TASK DIRECTIONS: In the records below, find each line with the word "this" and copy it.

DATA SHOWN:
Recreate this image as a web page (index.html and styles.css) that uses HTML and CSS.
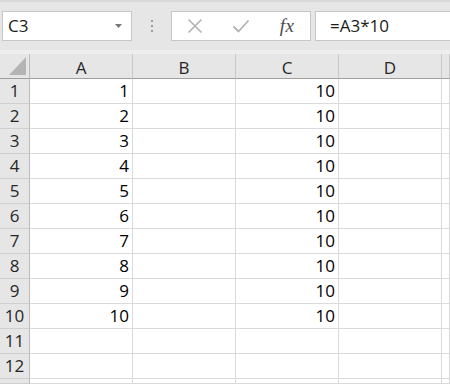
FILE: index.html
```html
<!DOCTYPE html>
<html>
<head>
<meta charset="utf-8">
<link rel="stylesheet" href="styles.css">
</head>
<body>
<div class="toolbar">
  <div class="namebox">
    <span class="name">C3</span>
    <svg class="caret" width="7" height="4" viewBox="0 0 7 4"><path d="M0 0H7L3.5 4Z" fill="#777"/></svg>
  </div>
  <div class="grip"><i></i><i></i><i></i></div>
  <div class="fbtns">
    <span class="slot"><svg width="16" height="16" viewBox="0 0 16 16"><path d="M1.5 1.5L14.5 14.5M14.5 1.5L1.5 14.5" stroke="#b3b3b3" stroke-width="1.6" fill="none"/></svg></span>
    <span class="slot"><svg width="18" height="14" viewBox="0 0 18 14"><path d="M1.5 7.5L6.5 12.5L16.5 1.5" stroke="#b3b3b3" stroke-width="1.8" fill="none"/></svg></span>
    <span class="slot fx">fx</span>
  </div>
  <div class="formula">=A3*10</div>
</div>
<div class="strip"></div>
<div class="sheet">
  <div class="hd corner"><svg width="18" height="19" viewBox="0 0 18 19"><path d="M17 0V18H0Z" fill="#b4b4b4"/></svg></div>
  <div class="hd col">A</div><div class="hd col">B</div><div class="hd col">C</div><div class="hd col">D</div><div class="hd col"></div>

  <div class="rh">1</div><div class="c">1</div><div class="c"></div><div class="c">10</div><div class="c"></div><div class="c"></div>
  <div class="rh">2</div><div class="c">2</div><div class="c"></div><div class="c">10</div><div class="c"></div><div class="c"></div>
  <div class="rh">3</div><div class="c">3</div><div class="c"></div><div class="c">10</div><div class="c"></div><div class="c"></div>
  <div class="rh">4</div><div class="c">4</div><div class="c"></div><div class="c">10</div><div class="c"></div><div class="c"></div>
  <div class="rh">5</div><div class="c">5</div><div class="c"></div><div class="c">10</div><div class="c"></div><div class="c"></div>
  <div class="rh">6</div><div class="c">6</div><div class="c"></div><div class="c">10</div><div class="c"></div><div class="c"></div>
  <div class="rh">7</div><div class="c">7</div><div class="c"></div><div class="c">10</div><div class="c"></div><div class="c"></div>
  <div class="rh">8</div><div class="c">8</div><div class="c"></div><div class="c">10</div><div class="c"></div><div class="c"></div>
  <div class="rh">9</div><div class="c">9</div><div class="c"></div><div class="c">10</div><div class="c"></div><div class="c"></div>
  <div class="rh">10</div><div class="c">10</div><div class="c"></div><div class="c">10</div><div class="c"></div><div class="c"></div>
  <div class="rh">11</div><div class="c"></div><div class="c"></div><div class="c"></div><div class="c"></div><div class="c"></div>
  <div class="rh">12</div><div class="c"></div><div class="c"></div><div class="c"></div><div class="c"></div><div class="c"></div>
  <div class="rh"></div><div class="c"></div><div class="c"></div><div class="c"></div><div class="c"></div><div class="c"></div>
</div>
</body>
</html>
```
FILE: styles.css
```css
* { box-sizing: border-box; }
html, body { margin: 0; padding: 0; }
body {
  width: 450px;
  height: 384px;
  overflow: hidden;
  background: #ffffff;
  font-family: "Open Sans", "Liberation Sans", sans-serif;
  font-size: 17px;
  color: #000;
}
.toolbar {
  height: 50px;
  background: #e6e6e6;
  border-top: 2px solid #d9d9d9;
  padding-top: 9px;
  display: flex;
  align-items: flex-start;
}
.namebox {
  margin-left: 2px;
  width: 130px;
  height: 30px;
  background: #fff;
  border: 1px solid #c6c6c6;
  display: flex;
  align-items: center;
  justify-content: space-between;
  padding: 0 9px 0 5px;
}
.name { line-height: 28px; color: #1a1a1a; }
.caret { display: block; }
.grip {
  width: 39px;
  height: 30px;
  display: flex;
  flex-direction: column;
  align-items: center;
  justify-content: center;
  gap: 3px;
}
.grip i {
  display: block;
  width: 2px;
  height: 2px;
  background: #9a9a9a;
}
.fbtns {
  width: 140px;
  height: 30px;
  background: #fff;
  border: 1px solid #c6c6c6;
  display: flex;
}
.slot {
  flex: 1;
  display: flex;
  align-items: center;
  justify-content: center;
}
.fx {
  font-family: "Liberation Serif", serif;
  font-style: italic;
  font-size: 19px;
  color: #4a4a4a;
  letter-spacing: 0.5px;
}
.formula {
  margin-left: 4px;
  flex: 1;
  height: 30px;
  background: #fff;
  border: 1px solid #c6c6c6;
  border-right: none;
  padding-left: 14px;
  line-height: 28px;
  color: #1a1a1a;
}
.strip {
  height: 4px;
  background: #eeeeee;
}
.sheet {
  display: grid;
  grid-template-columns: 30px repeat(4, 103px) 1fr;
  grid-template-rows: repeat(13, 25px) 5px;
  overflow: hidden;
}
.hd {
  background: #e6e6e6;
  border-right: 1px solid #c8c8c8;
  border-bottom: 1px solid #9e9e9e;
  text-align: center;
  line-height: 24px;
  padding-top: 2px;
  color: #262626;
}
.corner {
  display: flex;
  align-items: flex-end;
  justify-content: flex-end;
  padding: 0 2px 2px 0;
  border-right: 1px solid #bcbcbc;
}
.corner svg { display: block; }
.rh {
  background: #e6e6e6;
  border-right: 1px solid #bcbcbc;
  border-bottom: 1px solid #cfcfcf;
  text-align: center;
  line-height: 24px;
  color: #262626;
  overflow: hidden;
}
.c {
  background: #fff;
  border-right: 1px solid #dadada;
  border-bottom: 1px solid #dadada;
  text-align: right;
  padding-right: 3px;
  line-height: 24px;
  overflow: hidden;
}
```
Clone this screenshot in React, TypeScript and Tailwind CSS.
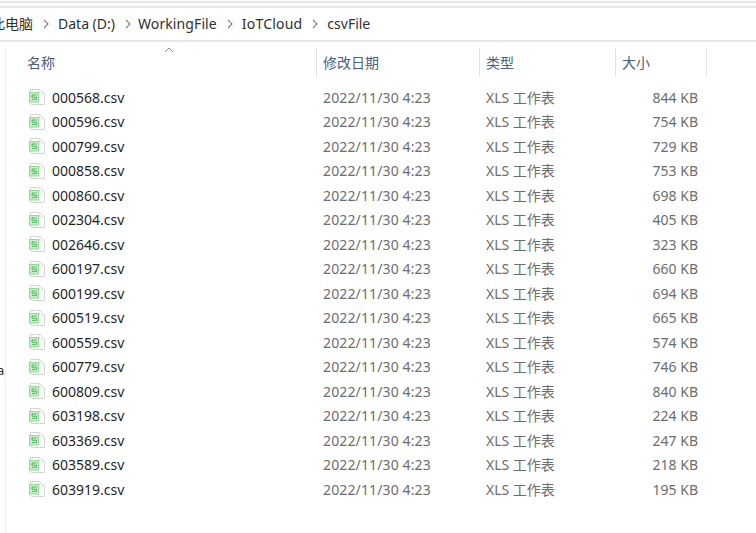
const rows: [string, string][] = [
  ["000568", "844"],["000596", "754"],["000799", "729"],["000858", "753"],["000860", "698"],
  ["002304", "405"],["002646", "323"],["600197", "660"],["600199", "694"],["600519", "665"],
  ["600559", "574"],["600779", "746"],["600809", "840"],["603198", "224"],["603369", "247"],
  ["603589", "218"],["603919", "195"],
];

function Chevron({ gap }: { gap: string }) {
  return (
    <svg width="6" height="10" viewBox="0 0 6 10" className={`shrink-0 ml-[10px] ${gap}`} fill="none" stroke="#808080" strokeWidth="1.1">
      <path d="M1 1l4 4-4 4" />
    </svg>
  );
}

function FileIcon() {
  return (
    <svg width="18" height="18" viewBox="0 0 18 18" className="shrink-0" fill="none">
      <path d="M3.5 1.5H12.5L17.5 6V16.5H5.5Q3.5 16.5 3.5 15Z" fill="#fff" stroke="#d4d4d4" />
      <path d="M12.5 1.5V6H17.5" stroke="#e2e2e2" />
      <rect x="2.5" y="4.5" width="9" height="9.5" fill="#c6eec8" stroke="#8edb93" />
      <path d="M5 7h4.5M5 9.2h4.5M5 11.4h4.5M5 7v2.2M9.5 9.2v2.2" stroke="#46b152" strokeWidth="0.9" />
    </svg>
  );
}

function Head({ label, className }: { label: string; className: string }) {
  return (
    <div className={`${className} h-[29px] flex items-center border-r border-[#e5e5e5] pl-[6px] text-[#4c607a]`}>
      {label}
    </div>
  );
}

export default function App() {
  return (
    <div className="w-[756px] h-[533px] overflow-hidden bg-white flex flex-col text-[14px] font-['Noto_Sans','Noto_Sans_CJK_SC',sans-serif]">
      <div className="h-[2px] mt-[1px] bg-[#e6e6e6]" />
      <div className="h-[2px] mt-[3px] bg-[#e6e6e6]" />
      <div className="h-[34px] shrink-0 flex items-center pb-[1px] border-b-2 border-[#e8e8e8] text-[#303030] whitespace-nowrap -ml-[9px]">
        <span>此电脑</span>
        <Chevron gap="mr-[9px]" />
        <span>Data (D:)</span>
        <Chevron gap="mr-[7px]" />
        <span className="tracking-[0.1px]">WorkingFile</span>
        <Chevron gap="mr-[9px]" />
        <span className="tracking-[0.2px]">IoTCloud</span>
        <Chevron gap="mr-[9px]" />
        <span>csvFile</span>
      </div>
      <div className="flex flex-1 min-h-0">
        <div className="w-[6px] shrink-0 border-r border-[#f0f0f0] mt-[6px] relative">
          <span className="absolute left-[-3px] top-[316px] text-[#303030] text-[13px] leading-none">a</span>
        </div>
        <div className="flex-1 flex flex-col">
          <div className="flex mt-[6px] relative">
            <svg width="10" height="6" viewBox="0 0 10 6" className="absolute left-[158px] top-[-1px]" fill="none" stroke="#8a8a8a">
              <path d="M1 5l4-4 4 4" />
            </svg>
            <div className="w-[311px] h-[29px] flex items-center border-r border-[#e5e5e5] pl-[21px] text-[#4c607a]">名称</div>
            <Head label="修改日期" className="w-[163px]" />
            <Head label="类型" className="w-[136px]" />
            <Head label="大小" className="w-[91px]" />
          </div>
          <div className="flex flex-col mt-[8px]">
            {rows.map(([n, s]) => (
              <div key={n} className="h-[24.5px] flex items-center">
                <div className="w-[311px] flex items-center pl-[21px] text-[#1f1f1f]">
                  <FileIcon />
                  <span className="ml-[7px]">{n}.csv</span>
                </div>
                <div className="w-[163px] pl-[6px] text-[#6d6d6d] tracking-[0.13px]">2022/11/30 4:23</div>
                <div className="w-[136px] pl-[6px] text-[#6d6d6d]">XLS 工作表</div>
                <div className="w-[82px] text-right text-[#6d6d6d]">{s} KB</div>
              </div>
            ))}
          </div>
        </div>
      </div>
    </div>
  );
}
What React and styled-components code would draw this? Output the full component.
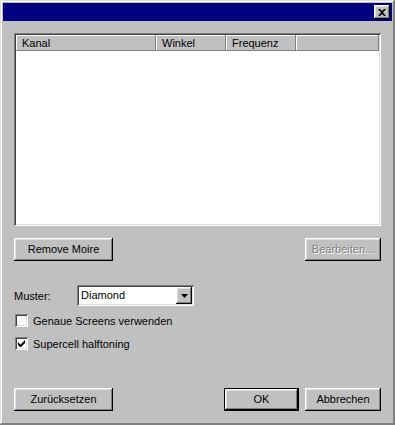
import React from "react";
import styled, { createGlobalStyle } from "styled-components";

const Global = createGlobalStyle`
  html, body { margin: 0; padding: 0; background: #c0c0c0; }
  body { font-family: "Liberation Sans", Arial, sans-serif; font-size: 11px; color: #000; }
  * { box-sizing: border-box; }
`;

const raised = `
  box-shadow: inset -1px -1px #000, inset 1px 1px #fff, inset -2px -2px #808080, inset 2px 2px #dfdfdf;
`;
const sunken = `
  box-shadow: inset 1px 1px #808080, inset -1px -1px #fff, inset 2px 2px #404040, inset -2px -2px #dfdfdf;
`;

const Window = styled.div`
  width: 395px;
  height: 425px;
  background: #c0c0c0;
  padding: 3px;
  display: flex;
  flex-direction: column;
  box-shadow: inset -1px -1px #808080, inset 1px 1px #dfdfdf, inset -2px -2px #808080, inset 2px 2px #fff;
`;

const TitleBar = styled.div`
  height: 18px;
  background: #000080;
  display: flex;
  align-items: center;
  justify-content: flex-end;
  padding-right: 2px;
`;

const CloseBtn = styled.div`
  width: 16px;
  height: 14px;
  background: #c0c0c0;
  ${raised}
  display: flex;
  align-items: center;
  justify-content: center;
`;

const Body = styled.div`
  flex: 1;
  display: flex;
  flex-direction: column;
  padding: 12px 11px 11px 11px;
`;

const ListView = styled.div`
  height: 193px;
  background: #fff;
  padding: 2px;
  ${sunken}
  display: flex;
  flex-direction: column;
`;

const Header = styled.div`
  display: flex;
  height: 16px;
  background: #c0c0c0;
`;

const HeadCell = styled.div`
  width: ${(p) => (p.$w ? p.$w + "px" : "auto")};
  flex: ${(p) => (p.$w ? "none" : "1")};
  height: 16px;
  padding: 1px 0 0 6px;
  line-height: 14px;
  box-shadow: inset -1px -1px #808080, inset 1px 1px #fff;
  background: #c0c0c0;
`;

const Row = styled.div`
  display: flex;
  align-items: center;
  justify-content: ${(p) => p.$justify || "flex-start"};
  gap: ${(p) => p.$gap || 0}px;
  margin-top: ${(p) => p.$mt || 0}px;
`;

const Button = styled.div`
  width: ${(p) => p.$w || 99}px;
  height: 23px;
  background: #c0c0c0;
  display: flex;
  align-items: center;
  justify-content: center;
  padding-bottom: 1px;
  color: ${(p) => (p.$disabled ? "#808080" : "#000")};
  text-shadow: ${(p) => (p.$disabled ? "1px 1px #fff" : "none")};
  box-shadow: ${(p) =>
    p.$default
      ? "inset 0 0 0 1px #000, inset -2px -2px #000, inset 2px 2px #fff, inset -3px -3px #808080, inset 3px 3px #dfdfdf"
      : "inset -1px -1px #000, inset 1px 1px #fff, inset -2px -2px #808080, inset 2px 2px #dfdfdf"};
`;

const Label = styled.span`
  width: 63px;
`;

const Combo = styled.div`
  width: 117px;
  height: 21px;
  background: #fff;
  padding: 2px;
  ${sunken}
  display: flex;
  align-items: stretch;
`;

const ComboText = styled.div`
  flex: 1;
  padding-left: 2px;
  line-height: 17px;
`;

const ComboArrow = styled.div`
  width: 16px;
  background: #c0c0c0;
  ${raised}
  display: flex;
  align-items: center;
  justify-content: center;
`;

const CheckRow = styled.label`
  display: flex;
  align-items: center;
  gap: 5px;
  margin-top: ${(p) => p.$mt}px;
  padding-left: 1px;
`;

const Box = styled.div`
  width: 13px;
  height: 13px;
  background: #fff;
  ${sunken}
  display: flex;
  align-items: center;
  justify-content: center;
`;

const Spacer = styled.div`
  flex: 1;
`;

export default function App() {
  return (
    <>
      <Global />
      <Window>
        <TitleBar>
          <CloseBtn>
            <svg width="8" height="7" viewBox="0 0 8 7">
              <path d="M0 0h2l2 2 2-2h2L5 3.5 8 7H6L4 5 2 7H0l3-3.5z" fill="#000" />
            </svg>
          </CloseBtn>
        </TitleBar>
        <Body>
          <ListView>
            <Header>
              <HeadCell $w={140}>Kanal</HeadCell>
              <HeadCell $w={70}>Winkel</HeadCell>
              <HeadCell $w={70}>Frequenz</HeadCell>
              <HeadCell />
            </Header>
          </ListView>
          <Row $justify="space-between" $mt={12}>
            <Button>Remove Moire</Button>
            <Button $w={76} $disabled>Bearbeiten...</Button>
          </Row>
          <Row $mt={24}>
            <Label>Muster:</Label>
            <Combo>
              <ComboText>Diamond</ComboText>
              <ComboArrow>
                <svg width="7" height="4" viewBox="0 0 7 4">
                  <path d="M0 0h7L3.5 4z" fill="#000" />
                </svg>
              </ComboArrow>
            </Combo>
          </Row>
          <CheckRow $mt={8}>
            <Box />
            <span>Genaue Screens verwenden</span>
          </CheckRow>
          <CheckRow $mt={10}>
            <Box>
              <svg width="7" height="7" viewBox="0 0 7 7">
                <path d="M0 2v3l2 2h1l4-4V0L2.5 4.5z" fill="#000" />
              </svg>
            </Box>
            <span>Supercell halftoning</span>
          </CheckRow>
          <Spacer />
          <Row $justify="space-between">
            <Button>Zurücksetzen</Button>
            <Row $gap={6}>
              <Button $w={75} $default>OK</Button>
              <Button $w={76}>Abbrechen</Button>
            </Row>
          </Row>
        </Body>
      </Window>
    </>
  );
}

EXERCISE ANSWER:
Recreate this image as a web page (index.html and styles.css) that uses HTML and CSS.
Clone this screenshot in React, TypeScript and Tailwind CSS.
What React and styled-components code would draw this? Output the full component.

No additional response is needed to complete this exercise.